Dwa i pół miliona złotych – dokładnie tyle kosztował najnowszy nabytek Jednostki Ratowniczo – Gaśniczej nr 2 Państwowej Straży Pożarnej w Zielonej Górze. 85 % tej kwoty to dofinansowanie unijne, reszta pieniędzy pochodziła z budżetu rządowego.
Główną zaletą nowego wozu strażackiego jest bez wątpienia drabina. Jej zasięg to aż 40 metrów. Oznacza to, że sięgnie ona każdego wieżowca w Zielonej Górze. A tych mamy w naszym mieście ponad setkę. Zaletą jest też kosz, do którego można wejść z czterech stron.

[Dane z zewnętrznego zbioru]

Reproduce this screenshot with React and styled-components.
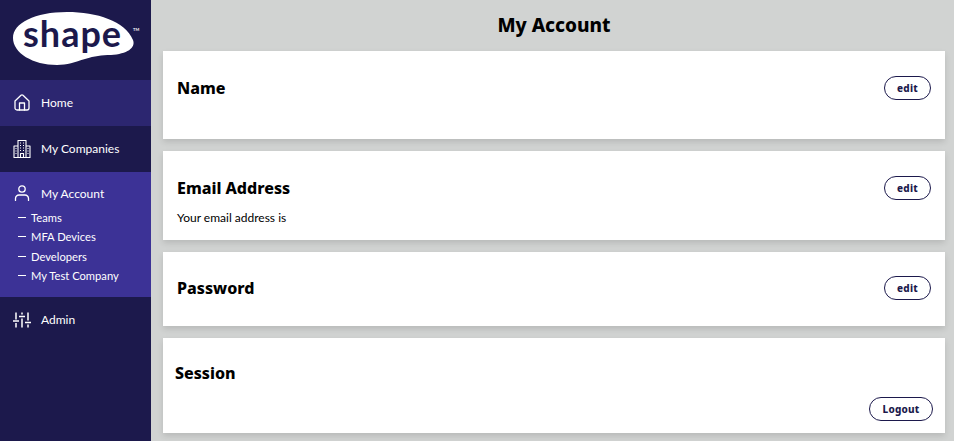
import React from 'react';
import styled, { createGlobalStyle } from 'styled-components';

const Global = createGlobalStyle`
  html, body { margin: 0; padding: 0; height: 100%; background: #d1d3d2; overflow: hidden; }
  #root { height: 100%; }
  * { box-sizing: border-box; }
`;
const Page = styled.div`
  display: flex; width: 954px; height: 441px; overflow: hidden;
  font-family: Lato, sans-serif; background: #d1d3d2;
`;
const Sidebar = styled.aside`
  width: 151px; flex: none; background: #1c194c; color: #fff;
  display: flex; flex-direction: column;
`;
const LogoWrap = styled.div`
  height: 80px; flex: none; padding: 11px 0 0 11px;
`;
const NavRow = styled.div`
  height: ${p => p.$h || 46}px; flex: none; display: flex; align-items: center;
  padding: 0 0 1px 12px; gap: 10px; font-size: 12px;
  background: ${p => p.$bg || 'transparent'};
`;
const IconBox = styled.span`
  width: 19px; height: 20px; display: flex; align-items: center; justify-content: center; flex: none;
`;
const AccountBlock = styled.div`
  height: 125px; flex: none; background: #3c3296; padding-top: 10px;
`;
const AccountHead = styled.div`
  display: flex; align-items: center; gap: 10px; padding-left: 12px; height: 22px; font-size: 12px;
`;
const SubList = styled.ul`
  list-style: none; margin: 4px 0 0; padding: 0 0 0 18px;
`;
const SubItem = styled.li`
  display: flex; align-items: center; height: 19.3px; font-size: 11.2px; gap: 5px;
  &::before { content: ''; width: 8px; height: 1px; background: #fff; }
`;
const Main = styled.main`
  flex: 1; padding: 0 9px 0 12px; display: flex; flex-direction: column; min-width: 0;
`;
const Title = styled.h1`
  margin: 0; height: 51px; flex: none; padding-top: 12px; text-align: center;
  font: 800 19px/27px "Noto Sans", sans-serif; color: #000;
`;
const Card = styled.section`
  height: ${p => p.$h}px; margin-bottom: 12px; flex: none; background: #fff;
  box-shadow: 0 3px 6px rgba(0,0,0,.12);
  padding: ${p => p.$pt}px 14px 0 14px;
`;
const CardHead = styled.div`
  display: flex; justify-content: space-between; align-items: center;
`;
const CardTitle = styled.h2`
  margin: 0; font: 800 16px/24px "Noto Sans", sans-serif; color: #000;
`;
const Body = styled.p`
  margin: 10px 0 0; font-size: 12px; line-height: 16px; color: #000;
`;
const Pill = styled.button`
  width: ${p => p.$w || 47}px; height: 24px; border: 1px solid #1c194c; border-radius: 12px;
  background: #fff; color: #1c194c; padding: 0;
  font: 800 10px/20px "Noto Sans", sans-serif; letter-spacing: .2px;
`;
const SessionTitle = styled(CardTitle)`
  margin-left: -2px;
`;
const SessionFoot = styled.div`
  display: flex; justify-content: flex-end; margin: 12px -2px 0 0;
`;

const stroke = { fill: 'none', stroke: '#fff', strokeWidth: 1.3, strokeLinecap: 'round', strokeLinejoin: 'round' };

const HomeIcon = () => (
  <svg width="16" height="17" viewBox="0 0 16 17" {...stroke}>
    <path d="M1 7 7 1.300a1.500 1.500 0 0 1 2 0L15 7v7a2 2 0 0 1-2 2H3a2 2 0 0 1-2-2Z" />
    <path d="M5.500 16V9h5v7" />
  </svg>
);
const BuildingIcon = () => (
  <svg width="18" height="18" viewBox="0 0 18 18" {...stroke} strokeWidth="1.100" strokeLinecap="butt">
    <path d="M5 17.500V.5h8v17M1 17.500V6h4M13 6h4v11.500M.5 17.500h17" />
    <path d="M7 3h1M10 3h1M7 5.500h1M10 5.500h1M7 8h1M10 8h1M7 10.500h1M10 10.500h1M7.500 17.500V13.500h3v4M2.500 8.500h1M2.500 11h1M2.500 13.500h1M14.500 8.500h1M14.500 11h1M14.500 13.500h1" />
  </svg>
);
const UserIcon = () => (
  <svg width="16" height="16" viewBox="0 0 16 16" {...stroke}>
    <circle cx="8" cy="4" r="3.200" />
    <path d="M1.500 15.500v-2a3.500 3.500 0 0 1 3.500-3.500h6a3.500 3.500 0 0 1 3.500 3.500v2" />
  </svg>
);
const SlidersIcon = () => (
  <svg width="18" height="16" viewBox="0 0 18 16" {...stroke} strokeWidth="1.500" strokeLinecap="butt">
    <path d="M3 .5v7M3 11v4.500M9 .5v2M9 6.500v9M15 .5v8M15 12.500v3" />
    <path d="M0 9h6M6 4.500h6M12 10.500h6" />
  </svg>
);
const Logo = () => (
  <svg width="130" height="56" viewBox="0 0 130 56">
    <path fill="#fff" d="M2 27C2 12 24 1 56 1c30 0 58 9 66 28 3 8-6 14-22 15-10 0-16 1-26 4-10 3-18 6-28 6C22 54 2 42 2 27Z" />
    <text x="12" y="36" fontFamily="Lato, sans-serif" fontWeight="700" fontSize="36" letterSpacing="1" fill="#1c194c">shape</text>
    <text x="122" y="20" fontFamily="Lato, sans-serif" fontWeight="700" fontSize="4" fill="#fff">TM</text>
  </svg>
);

export default function App() {
  return (
    <Page>
      <Global />
      <Sidebar>
        <LogoWrap><Logo /></LogoWrap>
        <NavRow $bg="#2c2670"><IconBox><HomeIcon /></IconBox>Home</NavRow>
        <NavRow><IconBox><BuildingIcon /></IconBox>My Companies</NavRow>
        <AccountBlock>
          <AccountHead><IconBox><UserIcon /></IconBox>My Account</AccountHead>
          <SubList>
            <SubItem>Teams</SubItem>
            <SubItem>MFA Devices</SubItem>
            <SubItem>Developers</SubItem>
            <SubItem>My Test Company</SubItem>
          </SubList>
        </AccountBlock>
        <NavRow><IconBox><SlidersIcon /></IconBox>Admin</NavRow>
      </Sidebar>
      <Main>
        <Title>My Account</Title>
        <Card $h={88} $pt={25}>
          <CardHead><CardTitle>Name</CardTitle><Pill>edit</Pill></CardHead>
        </Card>
        <Card $h={89} $pt={25}>
          <CardHead><CardTitle>Email Address</CardTitle><Pill>edit</Pill></CardHead>
          <Body>Your email address is</Body>
        </Card>
        <Card $h={74} $pt={24}>
          <CardHead><CardTitle>Password</CardTitle><Pill>edit</Pill></CardHead>
        </Card>
        <Card $h={95} $pt={23}>
          <SessionTitle>Session</SessionTitle>
          <SessionFoot><Pill $w={64}>Logout</Pill></SessionFoot>
        </Card>
      </Main>
    </Page>
  );
}
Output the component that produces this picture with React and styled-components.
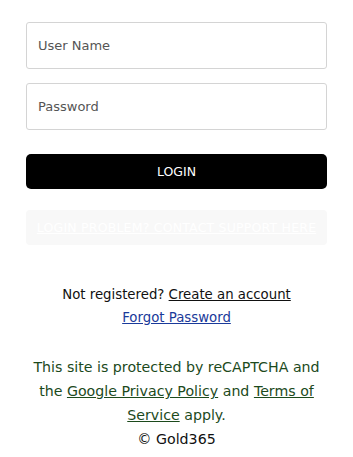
import styled, { createGlobalStyle } from "styled-components";

const GlobalStyle = createGlobalStyle`
    body {
        margin: 0;
        background: #ffffff;
        font-family: "DejaVu Sans", Tahoma, sans-serif;
    }
`

function App() {
    return (
        <>
            <GlobalStyle />
            <LoginContainer>
                <Field type="text" placeholder="User Name" />
                <Field type="password" placeholder="Password" />
                <LoginButton>LOGIN</LoginButton>
                <SupportBox>
                    <a href="#">LOGIN PROBLEM? CONTACT SUPPORT HERE</a>
                </SupportBox>
                <Register>
                    Not registered? <a href="#">Create an account</a>
                </Register>
                <Forgot href="#">Forgot Password</Forgot>
                <Recaptcha>
                    This site is protected by reCAPTCHA and the <a href="#">Google Privacy Policy</a> and <a href="#">Terms of Service</a> apply.
                </Recaptcha>
                <Copyright>© Gold365</Copyright>
            </LoginContainer>
        </>
    )
}

const LoginContainer = styled.div`
    padding: 22px 26px 0 26px;
    display: flex;
    flex-direction: column;
    align-items: center;
    text-align: center;
`

const Field = styled.input`
    box-sizing: border-box;
    width: 100%;
    height: 47px;
    margin-bottom: 14px;
    padding: 0 11px;
    border: 1px solid #d4d4d4;
    border-radius: 3px;
    font-family: "DejaVu Sans", Tahoma, sans-serif;
    font-size: 13px;
    color: #333;
    outline: none;
    &::placeholder {
        color: #555;
    }
`

const LoginButton = styled.button`
    width: 100%;
    height: 35px;
    margin-top: 10px;
    background: #000000;
    color: #ffffff;
    border: none;
    border-radius: 5px;
    font-family: "DejaVu Sans", Tahoma, sans-serif;
    font-size: 12.5px;
`

const SupportBox = styled.div`
    box-sizing: border-box;
    width: 100%;
    height: 35px;
    margin-top: 21px;
    background: #f8f8f8;
    border-radius: 4px;
    display: flex;
    align-items: center;
    justify-content: center;
    a {
        color: #ffffff;
        font-size: 12.5px;
        letter-spacing: 0.2px;
    }
`

const Register = styled.p`
    margin: 38px 0 0 0;
    font-size: 13.3px;
    line-height: 23px;
    color: #111;
    a {
        color: #111;
    }
`

const Forgot = styled.a`
    font-size: 13.3px;
    line-height: 23px;
    color: #1a3a9a;
`

const Recaptcha = styled.p`
    margin: 26px 0 0 0;
    font-size: 14.2px;
    line-height: 24px;
    color: #1c4a1c;
    a {
        color: #1c4a1c;
    }
`

const Copyright = styled.p`
    margin: 0;
    font-size: 14.2px;
    line-height: 24px;
    color: #111;
`

export default App;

Ten kosz może pomieścić pięć osób, a więc możemy uratować tak naprawdę czteroosobową rodzinę plus ratownik oczywiście, który będzie w koszu ewakuował te osoby. Możemy mówić przede wszystkim o znacznie większej pojemności samego kosza. Dodatkowo kosz wyposażony jest w możliwość podawania różnego rodzaju środków gaśniczych.
Atutem są też podpory, stabilizujące pojazd oraz możliwość ich rozstawienia w osi.

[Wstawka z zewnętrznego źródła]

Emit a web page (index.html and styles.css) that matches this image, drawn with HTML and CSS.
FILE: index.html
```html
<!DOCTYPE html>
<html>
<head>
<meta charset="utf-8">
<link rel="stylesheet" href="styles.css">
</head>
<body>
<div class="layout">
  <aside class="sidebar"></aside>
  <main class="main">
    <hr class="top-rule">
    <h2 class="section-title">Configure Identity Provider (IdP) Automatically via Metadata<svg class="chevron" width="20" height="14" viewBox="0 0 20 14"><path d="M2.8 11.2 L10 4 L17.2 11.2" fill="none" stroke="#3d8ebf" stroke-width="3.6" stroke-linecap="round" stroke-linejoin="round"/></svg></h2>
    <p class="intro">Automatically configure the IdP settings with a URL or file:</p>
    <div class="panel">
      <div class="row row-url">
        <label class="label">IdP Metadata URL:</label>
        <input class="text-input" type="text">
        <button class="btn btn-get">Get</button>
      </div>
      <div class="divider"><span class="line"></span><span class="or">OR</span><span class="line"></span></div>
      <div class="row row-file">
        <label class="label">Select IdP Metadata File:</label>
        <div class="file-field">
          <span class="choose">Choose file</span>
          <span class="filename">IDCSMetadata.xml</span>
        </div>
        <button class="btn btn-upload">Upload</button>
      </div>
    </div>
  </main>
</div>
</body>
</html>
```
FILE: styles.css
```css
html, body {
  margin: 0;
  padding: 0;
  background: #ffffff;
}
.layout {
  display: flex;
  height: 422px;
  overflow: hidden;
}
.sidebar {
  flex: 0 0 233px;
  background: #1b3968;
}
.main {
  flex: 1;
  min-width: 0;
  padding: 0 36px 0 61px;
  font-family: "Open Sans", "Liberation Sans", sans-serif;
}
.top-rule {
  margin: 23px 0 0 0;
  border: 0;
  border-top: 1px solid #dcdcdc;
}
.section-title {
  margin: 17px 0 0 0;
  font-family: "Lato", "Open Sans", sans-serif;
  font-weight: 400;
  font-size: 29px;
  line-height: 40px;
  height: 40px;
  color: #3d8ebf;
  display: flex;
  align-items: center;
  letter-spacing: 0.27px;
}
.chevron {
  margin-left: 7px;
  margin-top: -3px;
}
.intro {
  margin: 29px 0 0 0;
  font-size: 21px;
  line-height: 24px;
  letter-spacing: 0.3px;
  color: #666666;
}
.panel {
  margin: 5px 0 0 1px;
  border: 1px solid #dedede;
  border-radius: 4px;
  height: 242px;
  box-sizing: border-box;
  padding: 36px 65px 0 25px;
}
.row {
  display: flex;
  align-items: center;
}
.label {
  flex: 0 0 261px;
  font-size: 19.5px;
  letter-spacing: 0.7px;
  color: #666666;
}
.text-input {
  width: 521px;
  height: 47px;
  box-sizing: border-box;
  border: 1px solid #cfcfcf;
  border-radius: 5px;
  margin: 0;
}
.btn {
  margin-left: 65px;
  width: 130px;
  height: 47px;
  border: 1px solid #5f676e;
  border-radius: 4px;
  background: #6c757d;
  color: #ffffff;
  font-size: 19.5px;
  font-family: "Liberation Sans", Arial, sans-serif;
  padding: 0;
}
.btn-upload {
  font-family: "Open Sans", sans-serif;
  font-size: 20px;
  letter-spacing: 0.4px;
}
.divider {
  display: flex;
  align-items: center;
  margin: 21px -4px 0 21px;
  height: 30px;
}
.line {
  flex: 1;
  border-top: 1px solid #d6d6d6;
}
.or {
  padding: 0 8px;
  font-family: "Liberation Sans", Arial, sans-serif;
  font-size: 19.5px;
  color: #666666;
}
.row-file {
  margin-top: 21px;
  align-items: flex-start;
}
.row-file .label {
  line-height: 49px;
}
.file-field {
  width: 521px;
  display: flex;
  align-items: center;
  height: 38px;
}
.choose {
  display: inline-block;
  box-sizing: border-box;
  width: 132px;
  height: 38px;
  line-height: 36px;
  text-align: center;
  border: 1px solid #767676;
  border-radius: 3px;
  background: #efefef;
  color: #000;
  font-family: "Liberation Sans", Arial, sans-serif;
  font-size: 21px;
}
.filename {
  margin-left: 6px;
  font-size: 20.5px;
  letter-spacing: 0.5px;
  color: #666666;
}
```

Co znacznie zmniejsza powierzchnię, na której taka drabina może funkcjonować. Możemy założyć, że może wjechać w bardzo wąskie uliczki i operować bezpośrednio z takich uliczek, pomagając, ewakuując czy prowadząc działania gaśnicze.
Nowy wóz strażacki jest jedynym takim pojazdem w Winnym Grodzie.